H. Kwasi Prempeh
Reagan-Fascell Democracy Fellow
With comments by
Larry Diamond (watch remarks)
Marc F. Plattner
International Forum for Democratic Studies
Ghana has long been hailed as a democratic success story—a model for other African countries seeking to curtail executive power and install rule of law. After nearly two decades of successful multi-party democracy, Ghana is in the midst of a constitutional review process that aims to further strengthen its political institutions. However, presidential dominance remains a problem, and the country’s current review process lacks both the urgency and the consensus seen recently in Kenya. Many Ghanaians indeed question the need to reform a constitution that has seemingly served Ghana so well. Others who are critical of excess executive power argue that the constitution’s current defects are the result of flawed design, not implementation. In his presentation, H. Kwasi Prempeh assessed these viewpoints and explained how conventional approaches to constitution-writing in Africa have left in place some of the most problematic features of its authoritarian past. Larry Diamond provided comments.

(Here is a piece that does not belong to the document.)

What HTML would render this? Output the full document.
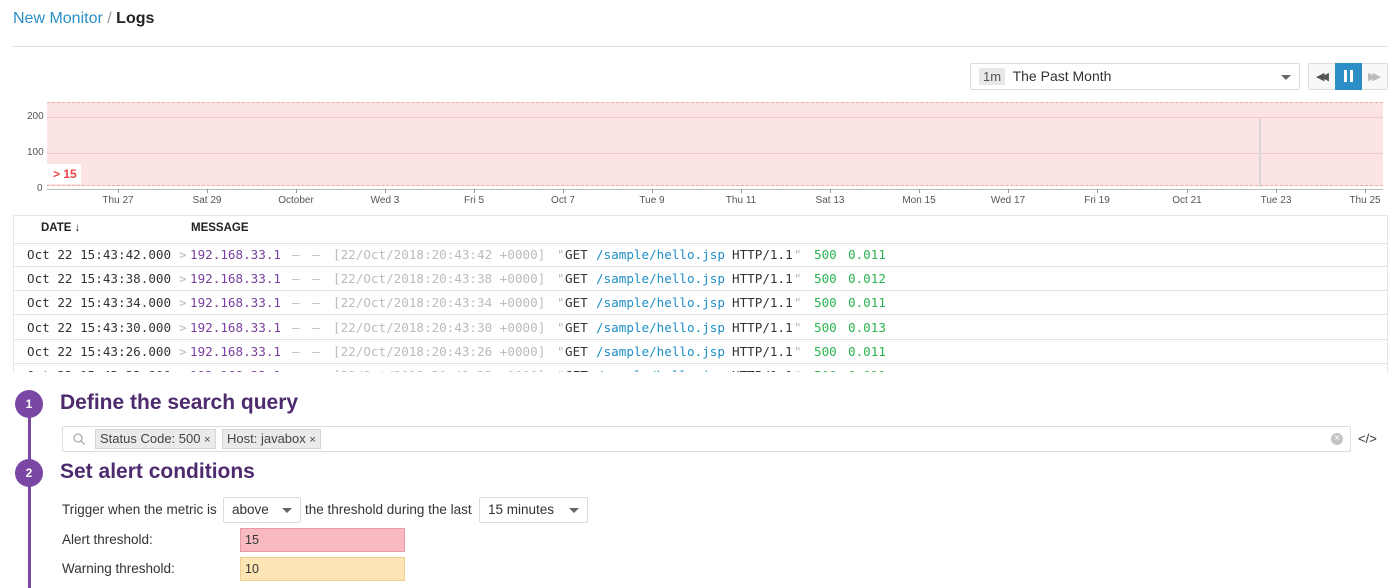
<!DOCTYPE html>
<html><head><meta charset="utf-8"><style>
*{margin:0;padding:0;box-sizing:border-box}
body{width:1400px;height:588px;overflow:hidden;background:#fff;font-family:"Liberation Sans",sans-serif;color:#333;position:relative}
.a{position:absolute;white-space:nowrap}
.ax{position:absolute;top:195px;font-size:10px;color:#555;transform:translateX(-50%)}
.tk{position:absolute;top:189px;width:1px;height:4px;background:#999}
.row{position:absolute;left:14px;width:1373px;height:24px;border-bottom:1px solid #e3e3e3;font-family:"DejaVu Sans Mono","Liberation Mono",monospace;font-size:12.6px;line-height:24px}
.row span{position:absolute;top:0}
.g{color:#bbb}.p{color:#7b3fa0}.b{color:#1f8fc7}.gr{color:#2bb34f}
.step{position:absolute;left:15px;width:28px;height:28px;border-radius:50%;background:#7b47a4;color:#fff;font-size:12px;font-weight:bold;text-align:center;line-height:28px}
.h{position:absolute;left:60px;font-size:21px;font-weight:bold;color:#4e2a6e}
.tag{position:absolute;top:429px;height:20px;background:#eaeaea;border:1px solid #d6d6d6;font-size:13px;line-height:18px;padding:0 4px;color:#444}
.sel{position:absolute;height:26px;border:1px solid #ddd;border-radius:2px;background:#fff;font-size:13.5px;line-height:24px;padding-left:8px;color:#333}
.car{position:absolute;right:8px;top:10px;border-left:5px solid transparent;border-right:5px solid transparent;border-top:5px solid #666}
.lbl{position:absolute;left:62px;font-size:13.5px;color:#333}
</style></head><body>
<div class="a" style="left:13px;top:10px;font-size:16px"><span style="color:#2b8fc5">New Monitor</span> <span style="color:#999">/</span> <b style="color:#222">Logs</b></div>
<div class="a" style="left:12px;top:46px;width:1376px;height:1px;background:#e2e2e2"></div>

<div class="sel" style="left:970px;top:63px;width:330px;height:27px;line-height:25px;font-size:14px"><span style="background:#e8e8e8;padding:1px 4px;color:#555;font-size:13px">1m</span>&nbsp; The Past Month<div class="car" style="top:11px"></div></div>
<div class="a" style="left:1308px;top:63px;width:80px;height:27px;border:1px solid #ddd;border-radius:2px;background:#f8f8f8"></div>
<div class="a" style="left:1316px;top:70px;font-size:11px;color:#555;letter-spacing:-4px">◀◀</div>
<div class="a" style="left:1335px;top:63px;width:27px;height:27px;background:#2b8fc5"></div>
<div class="a" style="left:1344px;top:70px;width:3px;height:12px;background:#fff"></div>
<div class="a" style="left:1350px;top:70px;width:3px;height:12px;background:#fff"></div>
<div class="a" style="left:1368px;top:70px;font-size:11px;color:#bbb;letter-spacing:-4px">▶▶</div>

<div class="a" style="left:47px;top:102px;width:1336px;height:84px;background:#fde4e4;border-top:1px dashed #f4a7a0;border-bottom:1px dashed #f4a7a0"></div>
<div class="a" style="left:47px;top:117px;width:1336px;height:1px;background:#f0caca"></div>
<div class="a" style="left:47px;top:153px;width:1336px;height:1px;background:#f0caca"></div>
<div class="a" style="left:47px;top:189px;width:1336px;height:1px;background:#bbb"></div>
<div class="a" style="left:1259px;top:119px;width:2px;height:68px;background:#d6d6d6"></div>
<div class="a" style="left:47px;top:164px;width:34px;height:20px;background:#fff"></div>
<div class="a" style="left:53px;top:167px;font-size:12px;font-weight:bold;color:#ee4444">&gt; 15</div>
<div class="a" style="left:27px;top:111px;font-size:10px;color:#555">200</div>
<div class="a" style="left:27px;top:147px;font-size:10px;color:#555">100</div>
<div class="a" style="left:37px;top:183px;font-size:10px;color:#555">0</div>
<div class="tk" style="left:118px"></div><div class="ax" style="left:118px">Thu 27</div>
<div class="tk" style="left:207px"></div><div class="ax" style="left:207px">Sat 29</div>
<div class="tk" style="left:296px"></div><div class="ax" style="left:296px">October</div>
<div class="tk" style="left:385px"></div><div class="ax" style="left:385px">Wed 3</div>
<div class="tk" style="left:474px"></div><div class="ax" style="left:474px">Fri 5</div>
<div class="tk" style="left:563px"></div><div class="ax" style="left:563px">Oct 7</div>
<div class="tk" style="left:652px"></div><div class="ax" style="left:652px">Tue 9</div>
<div class="tk" style="left:741px"></div><div class="ax" style="left:741px">Thu 11</div>
<div class="tk" style="left:830px"></div><div class="ax" style="left:830px">Sat 13</div>
<div class="tk" style="left:919px"></div><div class="ax" style="left:919px">Mon 15</div>
<div class="tk" style="left:1008px"></div><div class="ax" style="left:1008px">Wed 17</div>
<div class="tk" style="left:1097px"></div><div class="ax" style="left:1097px">Fri 19</div>
<div class="tk" style="left:1187px"></div><div class="ax" style="left:1187px">Oct 21</div>
<div class="tk" style="left:1276px"></div><div class="ax" style="left:1276px">Tue 23</div>
<div class="tk" style="left:1365px"></div><div class="ax" style="left:1365px">Thu 25</div>

<div class="a" style="left:13px;top:215px;width:1375px;height:158px;border:1px solid #e6e6e6;border-bottom:none;overflow:hidden">
<div class="a" style="left:27px;top:6px;font-size:11.5px;font-weight:bold;color:#222">DATE ↓</div>
<div class="a" style="left:177px;top:6px;font-size:11.5px;font-weight:bold;color:#222">MESSAGE</div>
<div class="a" style="left:0;top:27px;width:1375px;height:1px;background:#e3e3e3"></div>
</div>
<div style="position:absolute;left:0;top:243px;width:1400px;height:129px;overflow:hidden">
<div class="row" style="top:0"><span style="left:13px">Oct 22 15:43:42.000</span><span class="g" style="left:165px">&gt;</span><span class="p" style="left:176px">192.168.33.1</span><span class="g" style="left:278px">–</span><span class="g" style="left:298px">–</span><span class="g" style="left:319px">[22/Oct/2018:20:43:42 +0000]</span><span class="g" style="left:543px">"</span><span style="left:551px">GET</span><span class="b" style="left:582px">/sample/hello.jsp</span><span style="left:718px">HTTP/1.1</span><span class="g" style="left:780px">"</span><span class="gr" style="left:800px">500</span><span class="gr" style="left:834px">0.011</span></div>
<div class="row" style="top:24px"><span style="left:13px">Oct 22 15:43:38.000</span><span class="g" style="left:165px">&gt;</span><span class="p" style="left:176px">192.168.33.1</span><span class="g" style="left:278px">–</span><span class="g" style="left:298px">–</span><span class="g" style="left:319px">[22/Oct/2018:20:43:38 +0000]</span><span class="g" style="left:543px">"</span><span style="left:551px">GET</span><span class="b" style="left:582px">/sample/hello.jsp</span><span style="left:718px">HTTP/1.1</span><span class="g" style="left:780px">"</span><span class="gr" style="left:800px">500</span><span class="gr" style="left:834px">0.012</span></div>
<div class="row" style="top:48px"><span style="left:13px">Oct 22 15:43:34.000</span><span class="g" style="left:165px">&gt;</span><span class="p" style="left:176px">192.168.33.1</span><span class="g" style="left:278px">–</span><span class="g" style="left:298px">–</span><span class="g" style="left:319px">[22/Oct/2018:20:43:34 +0000]</span><span class="g" style="left:543px">"</span><span style="left:551px">GET</span><span class="b" style="left:582px">/sample/hello.jsp</span><span style="left:718px">HTTP/1.1</span><span class="g" style="left:780px">"</span><span class="gr" style="left:800px">500</span><span class="gr" style="left:834px">0.011</span></div>
<div class="row" style="top:73px"><span style="left:13px">Oct 22 15:43:30.000</span><span class="g" style="left:165px">&gt;</span><span class="p" style="left:176px">192.168.33.1</span><span class="g" style="left:278px">–</span><span class="g" style="left:298px">–</span><span class="g" style="left:319px">[22/Oct/2018:20:43:30 +0000]</span><span class="g" style="left:543px">"</span><span style="left:551px">GET</span><span class="b" style="left:582px">/sample/hello.jsp</span><span style="left:718px">HTTP/1.1</span><span class="g" style="left:780px">"</span><span class="gr" style="left:800px">500</span><span class="gr" style="left:834px">0.013</span></div>
<div class="row" style="top:97px"><span style="left:13px">Oct 22 15:43:26.000</span><span class="g" style="left:165px">&gt;</span><span class="p" style="left:176px">192.168.33.1</span><span class="g" style="left:278px">–</span><span class="g" style="left:298px">–</span><span class="g" style="left:319px">[22/Oct/2018:20:43:26 +0000]</span><span class="g" style="left:543px">"</span><span style="left:551px">GET</span><span class="b" style="left:582px">/sample/hello.jsp</span><span style="left:718px">HTTP/1.1</span><span class="g" style="left:780px">"</span><span class="gr" style="left:800px">500</span><span class="gr" style="left:834px">0.011</span></div>
<div class="row" style="top:121px"><span style="left:13px">Oct 22 15:43:22.000</span><span class="g" style="left:165px">&gt;</span><span class="p" style="left:176px">192.168.33.1</span><span class="g" style="left:278px">–</span><span class="g" style="left:298px">–</span><span class="g" style="left:319px">[22/Oct/2018:20:43:22 +0000]</span><span class="g" style="left:543px">"</span><span style="left:551px">GET</span><span class="b" style="left:582px">/sample/hello.jsp</span><span style="left:718px">HTTP/1.1</span><span class="g" style="left:780px">"</span><span class="gr" style="left:800px">500</span><span class="gr" style="left:834px">0.011</span></div>
</div>

<div class="a" style="left:28px;top:404px;width:3px;height:184px;background:#7b47a4"></div>
<div class="step" style="top:390px">1</div>
<div class="h" style="top:391px">Define the search query</div>
<div class="a" style="left:62px;top:426px;width:1289px;height:26px;border:1px solid #ddd;border-radius:2px;background:#fff"></div>
<svg class="a" style="left:72px;top:432px" width="14" height="14" viewBox="0 0 14 14"><circle cx="6" cy="6" r="4" fill="none" stroke="#aaa" stroke-width="1.3"/><line x1="9" y1="9" x2="12.5" y2="12.5" stroke="#aaa" stroke-width="1.3"/></svg>
<div class="tag" style="left:95px">Status Code: 500 <span style="font-size:11px">×</span></div>
<div class="tag" style="left:222px">Host: javabox <span style="font-size:11px">×</span></div>
<div class="a" style="left:1331px;top:433px;width:12px;height:12px;border-radius:50%;background:#c4c4c4;color:#fff;font-size:10px;line-height:12px;text-align:center">×</div>
<div class="a" style="left:1358px;top:431px;font-size:13px;color:#333">&lt;/&gt;</div>

<div class="step" style="top:459px">2</div>
<div class="h" style="top:460px">Set alert conditions</div>
<div class="lbl" style="top:502px">Trigger when the metric is</div>
<div class="sel" style="left:223px;top:497px;width:78px">above<div class="car"></div></div>
<div class="lbl" style="left:305px;top:502px">the threshold during the last</div>
<div class="sel" style="left:479px;top:497px;width:109px">15 minutes<div class="car"></div></div>
<div class="lbl" style="top:532px">Alert threshold:</div>
<div class="a" style="left:240px;top:528px;width:165px;height:24px;background:#f8b9c0;border:1px solid #e89aa3;font-size:12.5px;line-height:22px;padding-left:4px">15</div>
<div class="lbl" style="top:561px">Warning threshold:</div>
<div class="a" style="left:240px;top:557px;width:165px;height:24px;background:#fde5b6;border:1px solid #f0cf8d;font-size:12.5px;line-height:22px;padding-left:4px">10</div>
</body></html>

H. Kwasi Prempeh is a professor at Seton Hall University School of Law, where he teaches courses in constitutional law and comparative constitutionalism. A staunch proponent of liberal policy and legal reform in Ghana, he previously served as director of legal policy and governance at the Ghana Center for Democratic Development, the country’s leading liberal-democratic think tank, based in Accra. Professor Prempeh is now a member of the Center’s board of directors and coedits its quarterly Democracy Watch. A noted expert on democratization and constitutionalism in Africa, he has authored numerous articles for peer-reviewed journals and law reviews, including the Journal of Democracy, the International Journal of Constitutional Law, and the Tulane Law Review. During his fellowship, Professor Prempeh plans to undertake a comprehensive review of Ghana’s constitutional system and legal traditions in order to identify ways in which contemporary constitutional design and the existing regime of laws have been complicit in the entrenchment of the country’s imperial presidency.
Larry Diamond is director of Stanford University’s Center on Democracy, Development, and the Rule of Law, where he is also a senior fellow at the Freeman Spogli Institute and the Hoover Institution and a professor of political science and sociology.